DATASET EXTRACT —

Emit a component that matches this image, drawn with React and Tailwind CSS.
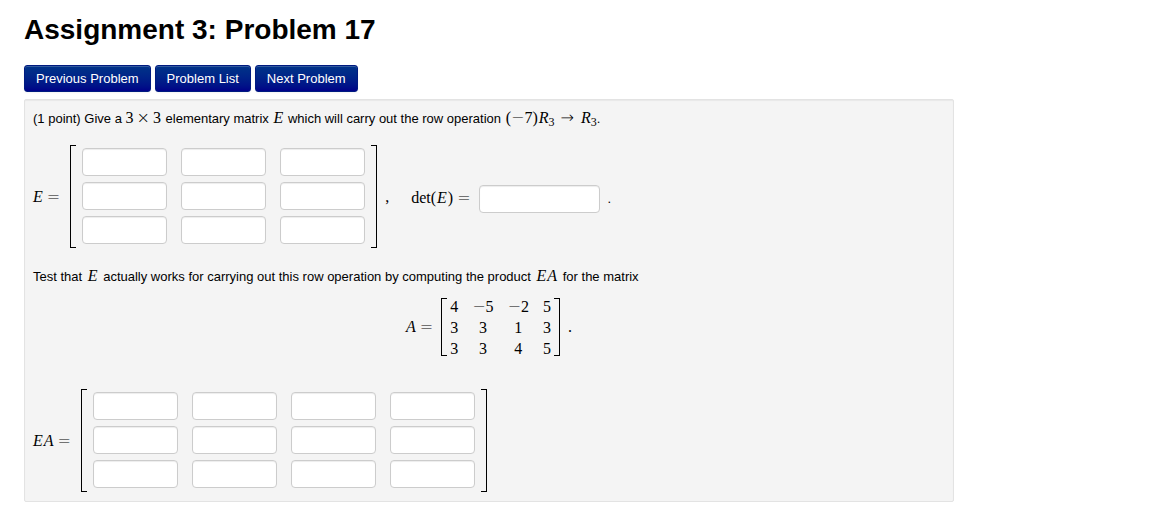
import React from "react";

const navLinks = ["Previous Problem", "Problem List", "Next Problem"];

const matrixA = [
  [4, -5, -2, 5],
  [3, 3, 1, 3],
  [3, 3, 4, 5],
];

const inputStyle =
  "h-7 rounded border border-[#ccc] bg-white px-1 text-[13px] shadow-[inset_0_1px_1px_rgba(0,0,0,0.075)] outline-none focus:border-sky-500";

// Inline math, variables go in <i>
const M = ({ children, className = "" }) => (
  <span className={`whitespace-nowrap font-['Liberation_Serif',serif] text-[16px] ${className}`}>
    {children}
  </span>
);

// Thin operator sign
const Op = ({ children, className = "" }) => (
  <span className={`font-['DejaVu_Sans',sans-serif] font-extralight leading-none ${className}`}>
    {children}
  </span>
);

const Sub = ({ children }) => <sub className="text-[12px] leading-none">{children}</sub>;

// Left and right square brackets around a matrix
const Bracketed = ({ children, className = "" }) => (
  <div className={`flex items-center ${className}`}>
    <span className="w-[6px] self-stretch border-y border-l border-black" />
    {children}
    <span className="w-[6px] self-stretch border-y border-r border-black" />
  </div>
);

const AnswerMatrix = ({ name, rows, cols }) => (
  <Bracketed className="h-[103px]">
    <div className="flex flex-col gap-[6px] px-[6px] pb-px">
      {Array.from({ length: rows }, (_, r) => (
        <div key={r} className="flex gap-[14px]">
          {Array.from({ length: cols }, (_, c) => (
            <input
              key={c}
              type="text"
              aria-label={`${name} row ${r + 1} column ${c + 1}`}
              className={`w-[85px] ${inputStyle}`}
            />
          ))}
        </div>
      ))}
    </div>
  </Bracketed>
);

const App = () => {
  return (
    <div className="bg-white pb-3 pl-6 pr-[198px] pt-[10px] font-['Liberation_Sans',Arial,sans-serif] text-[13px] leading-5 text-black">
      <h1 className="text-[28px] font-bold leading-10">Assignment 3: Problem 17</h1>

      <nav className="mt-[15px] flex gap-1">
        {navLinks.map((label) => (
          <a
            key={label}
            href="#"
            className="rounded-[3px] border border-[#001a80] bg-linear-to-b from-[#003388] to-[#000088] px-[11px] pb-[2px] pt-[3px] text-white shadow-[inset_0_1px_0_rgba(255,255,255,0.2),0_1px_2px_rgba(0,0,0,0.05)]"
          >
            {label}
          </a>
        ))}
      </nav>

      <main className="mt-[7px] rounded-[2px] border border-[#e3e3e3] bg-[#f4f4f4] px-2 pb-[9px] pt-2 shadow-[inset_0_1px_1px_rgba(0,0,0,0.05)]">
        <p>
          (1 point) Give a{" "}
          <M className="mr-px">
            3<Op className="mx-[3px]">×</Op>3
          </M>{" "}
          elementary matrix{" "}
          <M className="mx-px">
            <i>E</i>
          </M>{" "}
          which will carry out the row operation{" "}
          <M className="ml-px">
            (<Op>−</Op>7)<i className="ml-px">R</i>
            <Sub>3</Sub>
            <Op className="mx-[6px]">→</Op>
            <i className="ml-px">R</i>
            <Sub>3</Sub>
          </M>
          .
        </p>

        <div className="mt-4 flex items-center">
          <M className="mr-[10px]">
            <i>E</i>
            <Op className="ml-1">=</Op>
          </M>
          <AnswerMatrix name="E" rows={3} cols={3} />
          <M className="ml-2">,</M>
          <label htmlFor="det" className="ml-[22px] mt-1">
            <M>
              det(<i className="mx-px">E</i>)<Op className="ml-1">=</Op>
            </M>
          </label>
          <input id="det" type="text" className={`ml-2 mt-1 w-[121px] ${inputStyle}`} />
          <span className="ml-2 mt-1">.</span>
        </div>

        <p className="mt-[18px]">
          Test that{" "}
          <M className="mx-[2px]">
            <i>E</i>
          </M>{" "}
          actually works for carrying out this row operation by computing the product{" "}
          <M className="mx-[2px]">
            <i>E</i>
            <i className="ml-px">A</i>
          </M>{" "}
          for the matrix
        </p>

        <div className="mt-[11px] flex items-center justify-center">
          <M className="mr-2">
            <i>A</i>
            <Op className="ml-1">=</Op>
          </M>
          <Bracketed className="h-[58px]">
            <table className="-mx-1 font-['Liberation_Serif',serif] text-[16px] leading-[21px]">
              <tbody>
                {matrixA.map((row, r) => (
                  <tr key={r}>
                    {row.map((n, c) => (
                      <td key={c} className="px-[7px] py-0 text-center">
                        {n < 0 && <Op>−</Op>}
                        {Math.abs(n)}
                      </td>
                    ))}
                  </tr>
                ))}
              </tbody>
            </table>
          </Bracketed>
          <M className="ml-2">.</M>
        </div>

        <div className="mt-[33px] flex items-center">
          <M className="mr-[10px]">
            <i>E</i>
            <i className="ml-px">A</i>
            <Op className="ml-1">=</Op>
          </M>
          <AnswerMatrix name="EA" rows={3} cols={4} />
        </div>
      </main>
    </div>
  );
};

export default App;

TASK REQUIREMENTS — Pictures are excluded; copy all other data exactly as shown.

RESULT OF THIS TASK —
Emit a component that matches this image, drawn with React and Tailwind CSS.
import React from "react";

const navLinks = ["Previous Problem", "Problem List", "Next Problem"];

const matrixA = [
  [4, -5, -2, 5],
  [3, 3, 1, 3],
  [3, 3, 4, 5],
];

const inputStyle =
  "h-7 rounded border border-[#ccc] bg-white px-1 text-[13px] shadow-[inset_0_1px_1px_rgba(0,0,0,0.075)] outline-none focus:border-sky-500";

// Inline math, variables go in <i>
const M = ({ children, className = "" }) => (
  <span className={`whitespace-nowrap font-['Liberation_Serif',serif] text-[16px] ${className}`}>
    {children}
  </span>
);

// Thin operator sign
const Op = ({ children, className = "" }) => (
  <span className={`font-['DejaVu_Sans',sans-serif] font-extralight leading-none ${className}`}>
    {children}
  </span>
);

const Sub = ({ children }) => <sub className="text-[12px] leading-none">{children}</sub>;

// Left and right square brackets around a matrix
const Bracketed = ({ children, className = "" }) => (
  <div className={`flex items-center ${className}`}>
    <span className="w-[6px] self-stretch border-y border-l border-black" />
    {children}
    <span className="w-[6px] self-stretch border-y border-r border-black" />
  </div>
);

const AnswerMatrix = ({ name, rows, cols }) => (
  <Bracketed className="h-[103px]">
    <div className="flex flex-col gap-[6px] px-[6px] pb-px">
      {Array.from({ length: rows }, (_, r) => (
        <div key={r} className="flex gap-[14px]">
          {Array.from({ length: cols }, (_, c) => (
            <input
              key={c}
              type="text"
              aria-label={`${name} row ${r + 1} column ${c + 1}`}
              className={`w-[85px] ${inputStyle}`}
            />
          ))}
        </div>
      ))}
    </div>
  </Bracketed>
);

const App = () => {
  return (
    <div className="bg-white pb-3 pl-6 pr-[198px] pt-[10px] font-['Liberation_Sans',Arial,sans-serif] text-[13px] leading-5 text-black">
      <h1 className="text-[28px] font-bold leading-10">Assignment 3: Problem 17</h1>

      <nav className="mt-[15px] flex gap-1">
        {navLinks.map((label) => (
          <a
            key={label}
            href="#"
            className="rounded-[3px] border border-[#001a80] bg-linear-to-b from-[#003388] to-[#000088] px-[11px] pb-[2px] pt-[3px] text-white shadow-[inset_0_1px_0_rgba(255,255,255,0.2),0_1px_2px_rgba(0,0,0,0.05)]"
          >
            {label}
          </a>
        ))}
      </nav>

      <main className="mt-[7px] rounded-[2px] border border-[#e3e3e3] bg-[#f4f4f4] px-2 pb-[9px] pt-2 shadow-[inset_0_1px_1px_rgba(0,0,0,0.05)]">
        <p>
          (1 point) Give a{" "}
          <M className="mr-px">
            3<Op className="mx-[3px]">×</Op>3
          </M>{" "}
          elementary matrix{" "}
          <M className="mx-px">
            <i>E</i>
          </M>{" "}
          which will carry out the row operation{" "}
          <M className="ml-px">
            (<Op>−</Op>7)<i className="ml-px">R</i>
            <Sub>3</Sub>
            <Op className="mx-[6px]">→</Op>
            <i className="ml-px">R</i>
            <Sub>3</Sub>
          </M>
          .
        </p>

        <div className="mt-4 flex items-center">
          <M className="mr-[10px]">
            <i>E</i>
            <Op className="ml-1">=</Op>
          </M>
          <AnswerMatrix name="E" rows={3} cols={3} />
          <M className="ml-2">,</M>
          <label htmlFor="det" className="ml-[22px] mt-1">
            <M>
              det(<i className="mx-px">E</i>)<Op className="ml-1">=</Op>
            </M>
          </label>
          <input id="det" type="text" className={`ml-2 mt-1 w-[121px] ${inputStyle}`} />
          <span className="ml-2 mt-1">.</span>
        </div>

        <p className="mt-[18px]">
          Test that{" "}
          <M className="mx-[2px]">
            <i>E</i>
          </M>{" "}
          actually works for carrying out this row operation by computing the product{" "}
          <M className="mx-[2px]">
            <i>E</i>
            <i className="ml-px">A</i>
          </M>{" "}
          for the matrix
        </p>

        <div className="mt-[11px] flex items-center justify-center">
          <M className="mr-2">
            <i>A</i>
            <Op className="ml-1">=</Op>
          </M>
          <Bracketed className="h-[58px]">
            <table className="-mx-1 font-['Liberation_Serif',serif] text-[16px] leading-[21px]">
              <tbody>
                {matrixA.map((row, r) => (
                  <tr key={r}>
                    {row.map((n, c) => (
                      <td key={c} className="px-[7px] py-0 text-center">
                        {n < 0 && <Op>−</Op>}
                        {Math.abs(n)}
                      </td>
                    ))}
                  </tr>
                ))}
              </tbody>
            </table>
          </Bracketed>
          <M className="ml-2">.</M>
        </div>

        <div className="mt-[33px] flex items-center">
          <M className="mr-[10px]">
            <i>E</i>
            <i className="ml-px">A</i>
            <Op className="ml-1">=</Op>
          </M>
          <AnswerMatrix name="EA" rows={3} cols={4} />
        </div>
      </main>
    </div>
  );
};

export default App;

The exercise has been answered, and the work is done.